La terza fase della rivoluzione, alla quale è dedicata la terza parte del libro, vede il tentativo di governare una violenza, di governare la rivoluzione, di occupare il trono vuoto, di «dirigere la rivoluzione», ed era necessario che «il popolo non si scindesse, bisognava che continuasse a operare in corpo unico, mantenendo la sua caratteristica, che si potrebbe definire di società naturale, di rapporto fra fratelli, prevenendo il rischio che i cittadini si isolassero per riaggregarsi secondo raggruppamenti volontari arbitrariamente legati a loro volta da vincoli organizzativi estranei alla legge, che avrebbero minacciato la collettività, perché facilmente utilizzabili dai cospiratori. [...] Senza la difesa dell'unità, o indivisibilità, o fraternità, secondo i giacobini, ma anche secondo i loro avversari, si sarebbero persi gli altri termini della triade: la libertà e l'uguaglianza.
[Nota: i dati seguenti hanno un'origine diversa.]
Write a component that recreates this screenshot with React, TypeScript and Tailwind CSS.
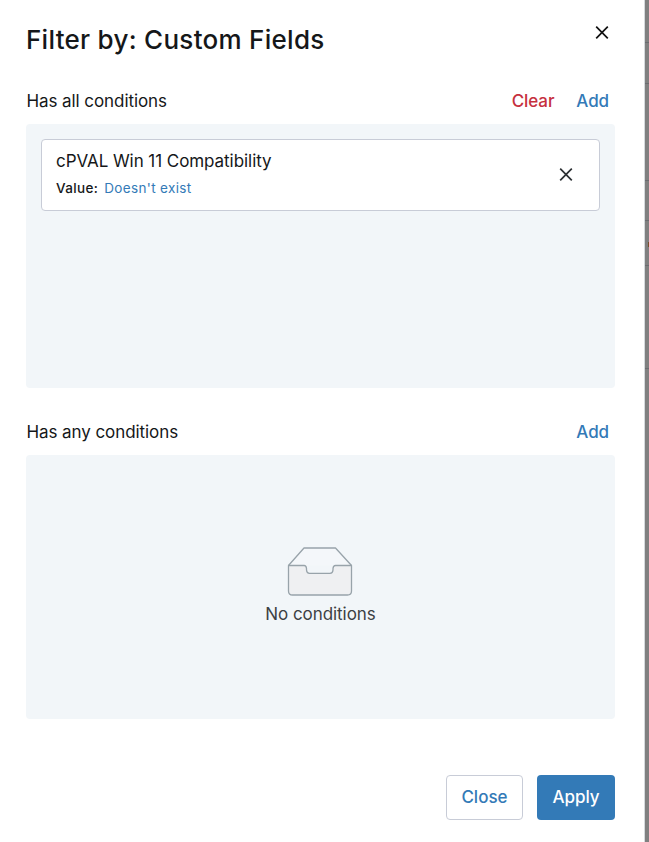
import React from "react";

function Cross({ className }: { className: string }) {
  return (
    <svg className={className} width="14" height="14" viewBox="0 0 14 14" fill="none" stroke="currentColor" strokeWidth="1.7">
      <path d="M1.2 0.7 12.8 12.3M12.8 0.7 1.2 12.3" />
    </svg>
  );
}

function InboxArt() {
  return (
    <svg className="-ml-0.5" width="66" height="50" viewBox="0 0 66 50" fill="none" stroke="#98a3aa" strokeWidth="1.3" strokeLinejoin="round">
      <path d="M1.5 19.5 17 2H48.5L64.5 19.5" fill="#f4f7fa" />
      <path
        d="M1.5 19.5H17.2C19 19.5 19.3 20.5 19.5 22.5V24C19.7 26.5 20.5 27.3 22.5 27.3H43C45 27.3 45.8 26.5 46 24V22.5C46.2 20.5 46.7 19.5 48.5 19.5H64.5V45Q64.5 49 60.5 49H5.5Q1.5 49 1.5 45Z"
        fill="#eff0f2"
      />
    </svg>
  );
}

function SectionHeader({ title, clearable }: { title: string; clearable?: boolean }) {
  return (
    <div className="flex h-6 items-center justify-between pr-1.5 text-[17px] leading-6">
      <h2 className="pl-[0.5px] tracking-[-0.08px] text-[#151719]">{title}</h2>
      <div className="flex gap-[22px] font-medium tracking-[-0.1px]">
        {clearable && <button className="text-[#c6303e]">Clear</button>}
        <button className="text-[#337ab7]">Add</button>
      </div>
    </div>
  );
}

// Vertical offsets between the row dividers of the dimmed page behind the panel.
const rows = ["h-[43px]", "h-[41px]", "h-[97px]", "h-[40px]", "h-[45px]", "h-[103px]"];

export default function App() {
  return (
    <div className="flex h-[842px] w-[649px] overflow-hidden bg-[#808080] font-['Inter','Liberation_Sans',sans-serif]">
      <main className="flex w-[645px] shrink-0 flex-col border-r border-[#d5dadd] bg-white pr-[29px] pl-[26px]">
        <header className="flex h-[89px] items-start justify-between pt-6 pr-1.5">
          <h1 className="text-[26px] leading-8 font-medium tracking-[0.28px] text-[#151719]">Filter by: Custom Fields</h1>
          <button aria-label="Close" className="mt-[2px]">
            <Cross className="text-[#111]" />
          </button>
        </header>
        <SectionHeader title="Has all conditions" clearable />
        <section className="mt-[11px] h-[264px] rounded bg-[#f2f6f9] p-[15px]">
          <div className="flex h-[72px] items-center justify-between rounded border border-[#c8ccd7] bg-white pr-[26px] pl-[14px]">
            <div className="-mt-px">
              <div className="text-[17px] leading-6 tracking-[-0.06px] text-[#151719]">cPVAL Win 11 Compatibility</div>
              <div className="mt-[3px] mb-px flex gap-1.5 text-[13.5px] leading-6 tracking-[0.35px]">
                <span className="font-medium text-[#151719]">Value:</span>
                <span className="text-[#337ab7]">Doesn't exist</span>
              </div>
            </div>
            <button aria-label="Remove">
              <Cross className="text-[#2c3033]" />
            </button>
          </div>
        </section>
        <div className="mt-8">
          <SectionHeader title="Has any conditions" />
        </div>
        <section className="mt-[11px] flex h-[264px] flex-col items-center rounded bg-[#f2f6f9] pt-[91px]">
          <InboxArt />
          <div className="mt-1.5 text-[17px] leading-6 tracking-[-0.06px] text-[#3c4043]">No conditions</div>
        </section>
        <footer className="mt-14 flex justify-end gap-[14px] text-[17px] font-medium">
          <button className="h-[45px] w-[77px] rounded border border-[#c8ccd7] text-[#337ab7]">Close</button>
          <button className="h-[45px] w-[78px] rounded bg-[#337ab7] text-white">Apply</button>
        </footer>
      </main>
      <aside className="relative w-1 shrink-0">
        {rows.map((h, i) => (
          <div key={i} className={`${h} border-b border-[#6b6c70]`} />
        ))}
        <div className="absolute top-[242px] right-0 h-[5px] w-px bg-[#75502d]" />
      </aside>
    </div>
  );
}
Essa diventava così il perno centrale intorno a cui ruotava tutta la politica rivoluzionaria» [p. 220].
Forse è superfluo (e magari banale) dire che ogni fase della rivoluzione francese è legata a uno dei tre termini della formula rivoluzionaria: «Liberté Egalité Fraternité». Sebbene, a conti fatti, alla libertà che mosse la prima fase e all'uguaglianza della seconda fase sopravvisse solo la fratellanza, l'unica «in grado di far sopravvivere il paese e di conservare nei limiti del possibile l'uguaglianza; mentre era incompatibile con la libertà e ne provocò, o non ne impedì la rovina» [p. 220].